Perspectivas suíças em 10 idiomas

Nema – uma máquina de encriptação suíça

Máquina de encriptação
O Nema (abreviação de "Neue Maschine" em alemão) foi usado de 1948 até a década de 1970 pelo Exército e pelo governo federal. Musée national suisse

Durante a II Guerra Mundial, a Suíça desenvolveu uma máquina de criptografia mais poderosa que a Enigma: a Nema.

Este artigo foi extraído do blog do Museu Nacional Suíço e publicado originalmenteLink externo em 4 de janeiro de 2024.

Antes da II Guerra Mundial, a Suíça não dispunha de saberes específicos no campo da criptografia, ou seja, da tecnologia de codificação. Mesmo assim, um grupo de matemáticos e engenheiros começou a desenvolver sua própria máquina de encriptação em meio à Guerra. Ela recebeu o nome de Nema – abreviatura de “New Machine” (nova máquina). Entregue às tropas em 1948, a Nema permaneceu em funcionamento até a década de 1970. Apenas em 1992, foi liberada do sigilo; e, em 1994, vendida a quem se interessou pela bagatela de 50 francos suíços.

Para entender a invenção da Nema, precisamos voltar um pouco no tempo: durante a II Guerra Mundial, o Exércidto suíço usavam, de fato, a Enigma, máquina cifrante alemã. No entanto, tratava-se de uma versão especial: o modelo K, que remetia a kommerziell, ou seja, comercial. Essa máquina não tinha, contudo, o que se chamava de “painel de plugues” na parte frontal. Um dos especialistas envolvidos na época, Paul Glur, relatou em 2001, quando já estava bem idoso: “Depois da I Guerra Mundial, deixaram o campo da criptografia adormecer”. Só pouco antes da Segunda Guerra é que surgiu um alvoroço para a aquisição de equipamentos próprios compatíveis com a época.

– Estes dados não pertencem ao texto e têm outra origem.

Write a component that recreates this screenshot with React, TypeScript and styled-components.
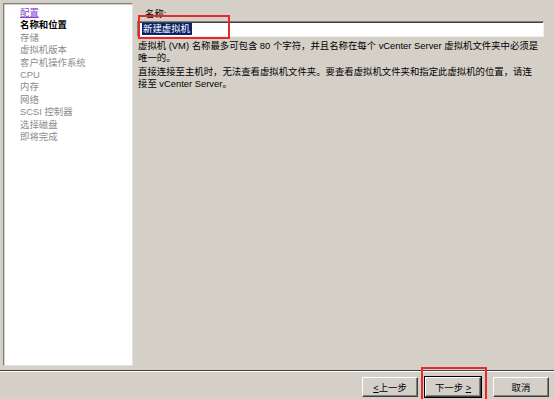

Em 1938, a Suíça recebeu o primeiro lote de 238 Enigmas. Um pedido posterior acabou não sendo entregue.

Veja aqui uma demonstração da operação da Enigma (Youtube)

Conteúdo externo

Logo no início da Guerra, o serviço suíço de inteligência recebeu alertas de que as transmissões de rádio do país estavam sendo decodificadas. A culpa era do manuseio antirregulamentar. Além disso, a fiação dos rotores em algumas das máquinas não havia sido trocada. Dessa forma, era fácil para a Alemanha decodificar as mensagens. A princípio, o departamento de tecnologia de guerra das Forças Armadas suíças queria simplesmente imitar a Enigma. No entanto, os três especialistas chamados para executar essa função – Hugo Hadwiger, Heinrich Emil Weber e Paul Glur – reivindicaram o desenvolvimento de uma nova máquina e sua solicitação foi acatada. Hadwiger era, na época, professor de matemática da Universidade de Berna; e Paul Glur um de seus alunos. Heinrich Emil Weber era o chefe do departamento de testes da então PTT, que mais tarde foi dividida em Swiss Post e Swisscom.

Os três percebiam algumas, se não todas, as fragilidades da Enigma: os rolos do rotor eram acionados regularmente e o aparelho tinha apenas três rolos independentes e um refletor. Embora isso possibilitasse um grande número de combinações, elas poderiam ser limitadas com um pouco de conhecimento técnico. Sendo assim, tornava-se viável quebrar o código da máquina.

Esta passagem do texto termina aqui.